Nous sommes plutôt favorables à toutes les dispositions allégeant le travail des enquêteurs. Nous nous interrogeons néanmoins sur l'intervention du juge des libertés et de la détention, à qui l'on confie toujours plus de responsabilités, sans lui affecter les moyens nécessaires pour réaliser sa mission. Bien souvent, par manque de temps, ce juge valide les réquisitions du parquet, ou les plagie, sans même développer sa propre motivation…

L'article 42 du projet de loi prévoit l'expérimentation de tribunaux criminels composés de cinq magistrats professionnels dans certains départements, compétents pour juger des crimes passibles de quinze à vingt ans de réclusion. C'est un camouflet à l'égard d'un des plus beaux acquis de la Révolution française ! En réalité, quelles sont vos motivations ? Vous voulez faire des économies et gérer plus rapidement ces dossiers. En cours d'assises, les jurés ne connaissent pas le dossier : l'audience est donc essentielle et on ne se contente pas des éléments de l'instruction. C'est vrai, cela prend du temps, mais ce temps est nécessaire !

Vous plaidez pour des peines plus adaptées et mieux exécutées. Dans le cadre des alternatives aux poursuites, l'article 43 du projet de loi permet d'interdire à des délinquants de fréquenter certains lieux pendant un délai pouvant aller jusqu'à six mois. Il permet aussi d'appliquer des amendes forfaitaires au délit de vente d'alcool à des mineurs et d'usage de stupéfiants. Le texte récrit l'échelle des peines, pour éviter les courtes peines d'emprisonnement : si la sanction est inférieure à un mois, ces dernières sont interdites. Entre un et six mois, la peine est en principe exécutée sous bracelet électronique, dans un centre de semi-liberté ou de placement extérieur.

Jusqu'alors, un condamné pouvait bénéficier d'un aménagement de peine et éviter l'incarcération lorsqu'il écopait d'une peine inférieure ou égale à deux ans de prison ferme. Désormais, seules les peines inférieures ou égales à un an permettront d'obtenir cet aménagement. Le travail d'intérêt général sera développé : il pourra être exécuté dans le cadre d'aménagements de peine ou comme obligation d'un sursis probatoire. La libération sous contrainte aux deux-tiers de la peine sera systématisée pour les détenus condamnés à une peine inférieure ou égale à cinq ans de prison, afin d'éviter les sorties sèches.

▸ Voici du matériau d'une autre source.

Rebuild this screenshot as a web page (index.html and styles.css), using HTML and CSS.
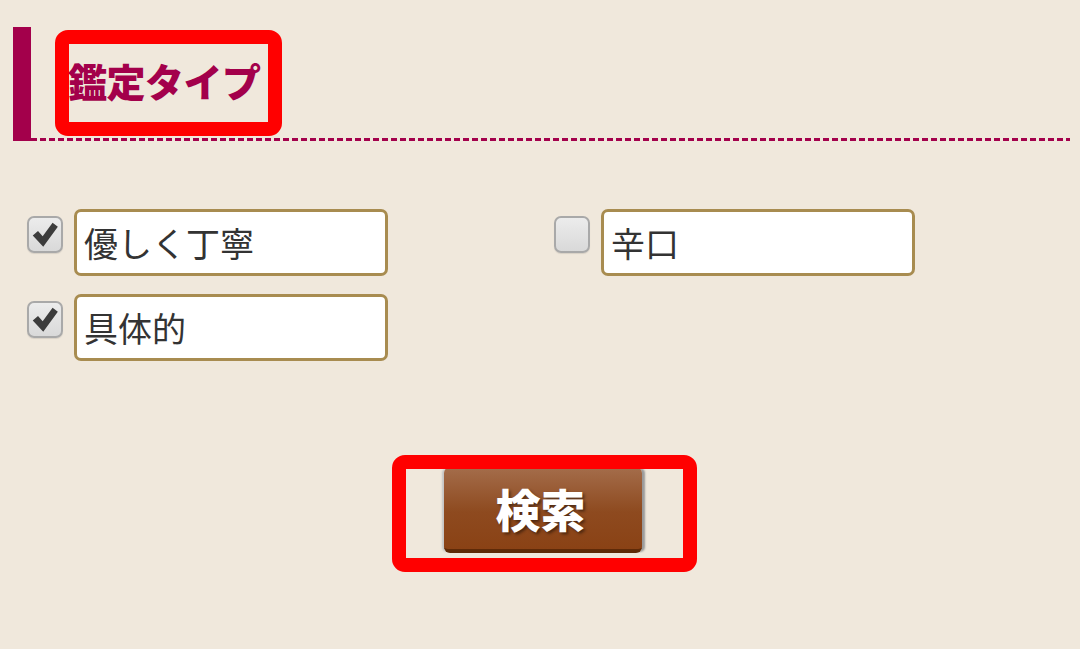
FILE: index.html
```html
<!DOCTYPE html>
<html lang="ja">
<head>
  <meta charset="UTF-8" />
  <meta name="viewport" content="width=device-width, initial-scale=1" />
  <title>鑑定タイプ</title>
  <link rel="stylesheet" href="styles.css">
</head>
<body>

<div class="page">
  <h2 class="section-title">鑑定タイプ</h2>

  <div class="options">
    <label class="option">
      <span class="check checked">
        <svg viewBox="0 0 24 24"><path d="M1.5 12.5 L6 8.5 L10 13 L18.5 1.5 L23 5 L10.5 22 Z"/></svg>
      </span>
      <span class="field">優しく丁寧</span>
    </label>
    <label class="option">
      <span class="check"></span>
      <span class="field">辛口</span>
    </label>
    <label class="option">
      <span class="check checked">
        <svg viewBox="0 0 24 24"><path d="M1.5 12.5 L6 8.5 L10 13 L18.5 1.5 L23 5 L10.5 22 Z"/></svg>
      </span>
      <span class="field">具体的</span>
    </label>
  </div>

  <div class="actions">
    <button class="search-btn">検索</button>
  </div>
</div>

<div class="mark mark-title"></div>
<div class="mark mark-button"></div>

</body>
</html>
```

FILE: styles.css
```css
html, body {
  margin: 0; padding: 0;
  background: #f0e8dc;
  font-family: "Noto Sans CJK JP", "Noto Sans", sans-serif;
  color: #333;
}

.page {
  padding: 27px 10px 0 13px;
}

.section-title {
  margin: 0;
  height: 114px;
  box-sizing: border-box;
  border-left: 18px solid #a3004b;
  padding: 0 0 8px 37px;
  display: flex;
  align-items: center;
  color: #a3004b;
  font-size: 39px;
  font-weight: 900;
  letter-spacing: -0.5px;
  background: repeating-linear-gradient(90deg, #a3004b 0 6px, transparent 6px 9px) left bottom / 100% 3px no-repeat;
}

.options {
  display: grid;
  grid-template-columns: 527px 1fr;
  row-gap: 18px;
  margin: 68px 0 0 14px;
}

.option {
  display: flex;
  align-items: flex-start;
  gap: 11px;
}

.check {
  margin-top: 7px;
  width: 36px;
  height: 37px;
  box-sizing: border-box;
  border: 2px solid #a9a9a9;
  border-radius: 7px;
  background: linear-gradient(#ececec, #d9d9d9);
  box-shadow: 0 1px 1px rgba(0,0,0,0.1);
  display: flex;
  align-items: center;
  justify-content: center;
}

.check svg {
  width: 28px;
  height: 28px;
  fill: #3c3c3c;
}

.field {
  width: 314px;
  height: 67px;
  box-sizing: border-box;
  border: 3px solid #a88c50;
  border-radius: 7px;
  background: #fff;
  padding-left: 7px;
  display: flex;
  align-items: center;
  font-size: 34px;
  color: #333;
}

.actions {
  display: flex;
  justify-content: center;
  margin-top: 106px;
  padding-left: 3px;
}

.search-btn {
  width: 198px;
  height: 86px;
  border: none;
  border-bottom: 4px solid #5e2a08;
  border-radius: 6px;
  background: linear-gradient(#a46d4b, #8e4a1f 55%, #8a4215);
  box-shadow: 4px 0 2px -1px #999, -3px 0 2px -1px #c4c4c4;
  color: #fff;
  font-family: "Noto Sans CJK JP", sans-serif;
  font-size: 45px;
  font-weight: 900;
  text-shadow: 2px 2px 3px rgba(0,0,0,0.45);
  padding: 0 5px 0 0;
}

.mark {
  position: absolute;
  border: 14px solid #ff0000;
  border-radius: 13px;
  box-sizing: border-box;
}

.mark-title {
  left: 55px; top: 30px;
  width: 227px; height: 106px;
}

.mark-button {
  left: 392px; top: 455px;
  width: 305px; height: 117px;
}
```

Nous souhaitons formuler quelques remarques. Le périmètre d'application de l'amende forfaitaire pourrait être étendu à d'autres délits.

Il appartient à la juridiction de jugement de décider ou non de l'aménagement de peine : elle doit pouvoir librement choisir entre l'exécution immédiate de la peine prononcée, l'aménagement, le mandat d'arrêt différé ou un renvoi devant le juge de l'application des peines afin de préciser les modalités d'un éventuel aménagement. En outre, la détention à domicile sous surveillance électronique doit être écartée, en raison des risques de confusion avec le placement sous surveillance électronique. Enfin, l'automaticité de la libération sous contrainte aux deux-tiers de la peine est inopportune.

L'indépendance des juges n'est pas abordée par le projet de loi organique. Nous le regrettons : il faut rétablir le lien de confiance entre les Français et leur justice. Ce principe est souvent examiné sous le prisme de l'indépendance vis-à-vis de l'exécutif mais, pour garantir l'indépendance des magistrats, ne croyez-vous pas, madame la ministre, qu'il faudrait que les règles de non-éligibilité soient plus strictes, y compris lorsque les magistrats ont quitté leur corps – pendant cinq ans par exemple ? Il en est de même pour la non-appartenance à un parti politique, à un syndicat, voire à des associations philosophiques ou religieuses.